An attitude of entitlement is one we come across often in South Africa and it often piggy banks on the fight for one’s rights.
However, there is a difference between fighting for what is rightfully yours by law or contract and feeling or believing something is yours because you think you deserve it.
Unfortunately we are seeing more of the latter in the culture of our society in South Africa, often disguised as the former. Personally, I think it is based on the Esau syndrome, a growing trend in our world.
“Watch out for the Esau syndrome: trading away God’s lifelong gift in order to satisfy a short-term appetite. You well know how Esau later regretted that impulsive act and wanted God’s blessing—but by then it was too late, tears or no tears.” Heb 12:16-17 (MSG)
Esau traded long term blessings that were rightfully his by birth, (Gen 25:27-34) for a single meal of what was probably a bowl of lentils. He chose to satisfy his short term need, or appetite without quantifying the long term value of his blessings.
Much later, when he wanted to get his blessings that he was entitled to, to change the choice that he had made, it was rejected and there was no way to put right what he had done, even though he wept about it bitterly and begged for the outcome to be different. (Gen 27:30-41)
It is easy when we see something we really want, to give into our first impulse and get it. In a moment we push or argue for something which we feel we deserve now, without giving due consideration to the longer term costs involved.
At first we feel intensely satisfied and empowered because we have obtained something we really wanted, but immediate pleasure often does not have its eyes on the future.
We see this in:
- Buying material possessions on credit or at the wrong time which have long term implications to our financial position.
- An illicit relationship we feel we have to have to meet our current desires, without considering the impact it has on other long term relationships, like marriages, children and friendships.
- It is in the serving of a basic physical appetite that has habit forming implications, with no consideration to the long term impact of said habit we are forming, ie. smoking, drugs, alcohol, pornography etc
- It is in giving our children all their desires and demands, without teaching them to work hard.
- It is serving our appetite for food and drink without considering the long term impact to our health.
- It is demanding in our workplace without considering the financial health of our employer.
- It is demanding from our government, without considering the economic future of our country.
- It is living the way we want to live without considering our eternal destination.
The end result of the Esau syndrome is regret. When we consciously trade, (not steal) short term benefits or appetites for long term blessings, we will eventually regret the loss of long term blessings.
It is important to think about our choices, to live right and make wise decisions. Decisions made with the Esau Syndrome are often made in a moment; spontaneously; with peer pressure; when we are weak or tired; when we have an urge; when we don’t have all the facts and are easily deceived. It fails to look at the big picture, consider all the value and weigh the cost of the long term implications.

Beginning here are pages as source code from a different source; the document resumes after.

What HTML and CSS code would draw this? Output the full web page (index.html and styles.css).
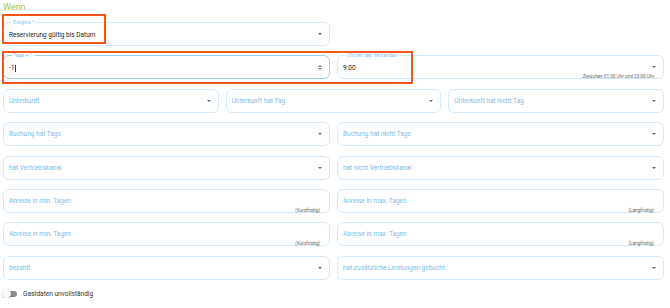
FILE: index.html
```html
<!DOCTYPE html>
<html lang="de">
<head>
    <meta charset="UTF-8">
    <title>Wenn</title>
    <link rel="stylesheet" href="styles.css">
</head>
<body>
    <!-- Bedingungen -->
    <section class="rule">
        <h2 class="rule-title">Wenn</h2>

        <div class="rows">
            <!-- Ereignis -->
            <div class="row cols-2">
                <div class="field filled">
                    <span class="field-label">Ereignis *</span>
                    <span class="field-value">Reservierung gültig bis Datum</span>
                    <span class="arrow"></span>
                </div>
            </div>

            <!-- Tage / Uhrzeit -->
            <div class="row cols-2">
                <div class="field filled focused">
                    <span class="field-label">Tage + / -</span>
                    <span class="field-value">-1<span class="caret"></span></span>
                    <span class="spinner">
                        <span class="spin-up"></span>
                        <span class="spin-down"></span>
                    </span>
                </div>
                <div class="field filled">
                    <span class="field-label">Uhrzeit des Versandes</span>
                    <span class="field-value">9:00</span>
                    <span class="arrow"></span>
                    <span class="hint">Zwischen 01:00 Uhr und 23:00 Uhr</span>
                </div>
            </div>

            <div class="row cols-3">
                <div class="field"><span class="placeholder">Unterkunft</span><span class="arrow"></span></div>
                <div class="field"><span class="placeholder">Unterkunft hat Tag</span><span class="arrow"></span></div>
                <div class="field"><span class="placeholder">Unterkunft hat nicht Tag</span><span class="arrow"></span></div>
            </div>

            <div class="row cols-2">
                <div class="field"><span class="placeholder">Buchung hat Tags</span><span class="arrow"></span></div>
                <div class="field"><span class="placeholder">Buchung hat nicht Tags</span><span class="arrow"></span></div>
            </div>

            <div class="row cols-2">
                <div class="field"><span class="placeholder">hat Vertriebskanal</span><span class="arrow"></span></div>
                <div class="field"><span class="placeholder">hat nicht Vertriebskanal</span><span class="arrow"></span></div>
            </div>

            <div class="row cols-2">
                <div class="field"><span class="placeholder">Anreise in min. Tagen</span><span class="hint">(Kurzfristig)</span></div>
                <div class="field"><span class="placeholder">Anreise in max. Tagen</span><span class="hint">(Langfristig)</span></div>
            </div>

            <div class="row cols-2">
                <div class="field"><span class="placeholder">Abreise in min. Tagen</span><span class="hint">(Kurzfristig)</span></div>
                <div class="field"><span class="placeholder">Abreise in max. Tagen</span><span class="hint">(Langfristig)</span></div>
            </div>

            <div class="row cols-2">
                <div class="field"><span class="placeholder">bezahlt</span><span class="arrow"></span></div>
                <div class="field"><span class="placeholder">hat zusätzliche Leistungen gebucht</span><span class="arrow"></span></div>
            </div>
        </div>

        <!-- Schalter -->
        <label class="switch-row">
            <span class="switch"><span class="knob"></span></span>
            <span class="switch-text">Gastdaten unvollständig</span>
        </label>

        <!-- Markierungen -->
        <div class="mark mark-1"></div>
        <div class="mark mark-2"></div>
    </section>
</body>
</html>
```

FILE: styles.css
```css
* {
    margin: 0;
    padding: 0;
    box-sizing: border-box;
}

body {
    font-family: Roboto, "Liberation Sans", sans-serif;
    background-color: white;
    color: #222;
}

/* Bereich */
.rule {
    position: relative;
    padding: 2px 6px 0 3px;
}

.rule-title {
    font-size: 9px;
    font-weight: 400;
    color: #9cc43f;
    line-height: 11px;
    height: 20px;
}

.rows {
    display: flex;
    flex-direction: column;
    gap: 9.4px;
}

.row {
    display: grid;
    gap: 7px;
}

.cols-2 {
    grid-template-columns: 1fr 1fr;
}

.cols-3 {
    grid-template-columns: 1fr 1fr 1fr;
}

/* Eingabefeld */
.field {
    position: relative;
    height: 24px;
    border: 1px solid #d3e9f9;
    border-radius: 6px;
    display: flex;
    align-items: center;
    padding: 0 6px 0 5px;
    font-size: 6.5px;
}

.field.focused {
    border-color: #9fcdf0;
}

.placeholder {
    color: #7dbbe6;
    flex: 1;
}

.field-value {
    flex: 1;
    color: #222;
    padding-top: 1px;
}

.field-label {
    position: absolute;
    top: -3px;
    left: 8px;
    padding: 0 1px;
    background: white;
    font-size: 5px;
    line-height: 5px;
    color: #8cc2ea;
}

.caret {
    display: inline-block;
    width: 0.5px;
    height: 7px;
    background: #333;
    vertical-align: middle;
    margin-left: 0.5px;
}

/* Pfeil rechts */
.arrow {
    width: 0;
    height: 0;
    border-left: 2.5px solid transparent;
    border-right: 2.5px solid transparent;
    border-top: 2.5px solid #666;
    margin-right: 1px;
}

.spinner {
    display: flex;
    flex-direction: column;
    gap: 1px;
    margin-right: 1px;
}

.spin-up {
    border-left: 2px solid transparent;
    border-right: 2px solid transparent;
    border-bottom: 2.5px solid #777;
}

.spin-down {
    border-left: 2px solid transparent;
    border-right: 2px solid transparent;
    border-top: 2.5px solid #777;
}

.hint {
    position: absolute;
    right: 9px;
    bottom: -1px;
    font-size: 4.7px;
    color: #666;
}

/* Schalter */
.switch-row {
    display: flex;
    align-items: center;
    gap: 6px;
    margin-top: 10px;
    font-size: 6.5px;
    color: #333;
}

.switch {
    position: relative;
    width: 14px;
    height: 6px;
    border-radius: 3px;
    background: #8a8a8a;
}

.knob {
    position: absolute;
    left: -1px;
    top: -1.5px;
    width: 9px;
    height: 9px;
    border-radius: 50%;
    background: #fafafa;
    box-shadow: 0 0.5px 1.5px rgba(0,0,0,0.35);
}

/* Orange Markierungen */
.mark {
    position: absolute;
    border: 2px solid #f2561d;
}

.mark-1 {
    left: 2px;
    top: 14px;
    width: 104px;
    height: 30px;
}

.mark-2 {
    left: 2px;
    top: 51px;
    width: 411px;
    height: 33px;
}
```
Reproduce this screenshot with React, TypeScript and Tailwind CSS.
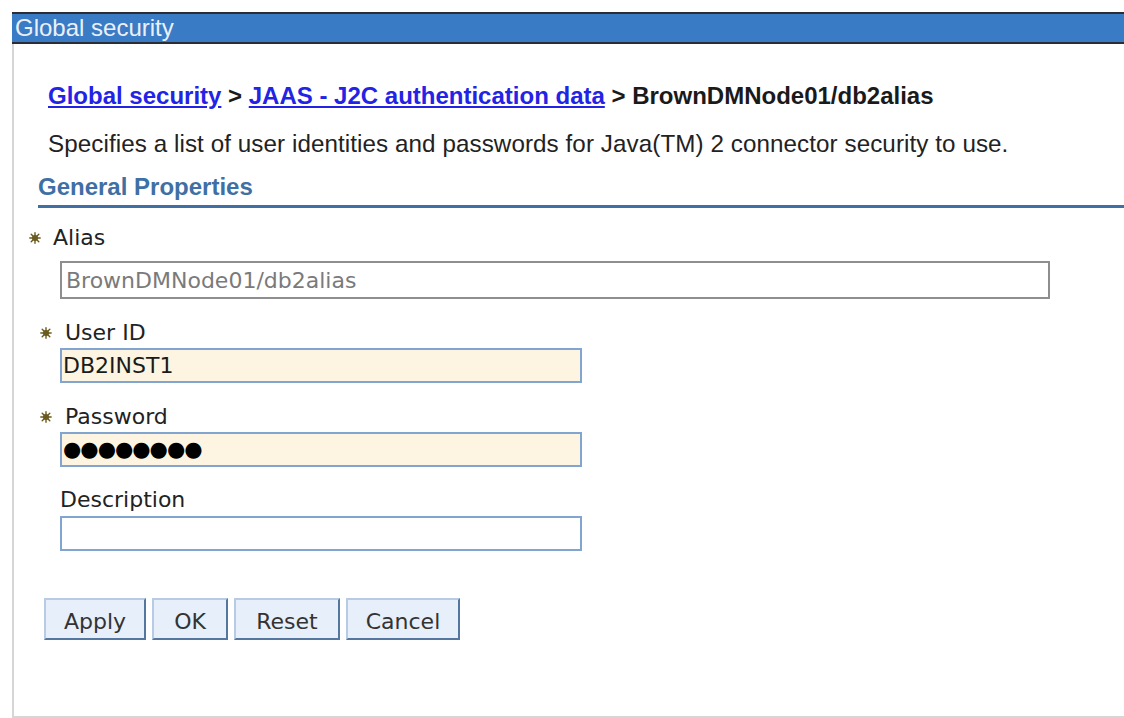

Let us all make every effort to look out for and identify when the Esau Syndrome is operating in our lives.
Father help me to be on my guard when my desires for things that I want, get very strong. Help me not to make decisions in a moment, but to think carefully about my actions and the long term implications. Help me listen to Your voice that warns me in my conscience. Help me to listen to the warnings of loved one’s around me. Help me to value the blessings that you have already given me by birthright, because I am a child of God.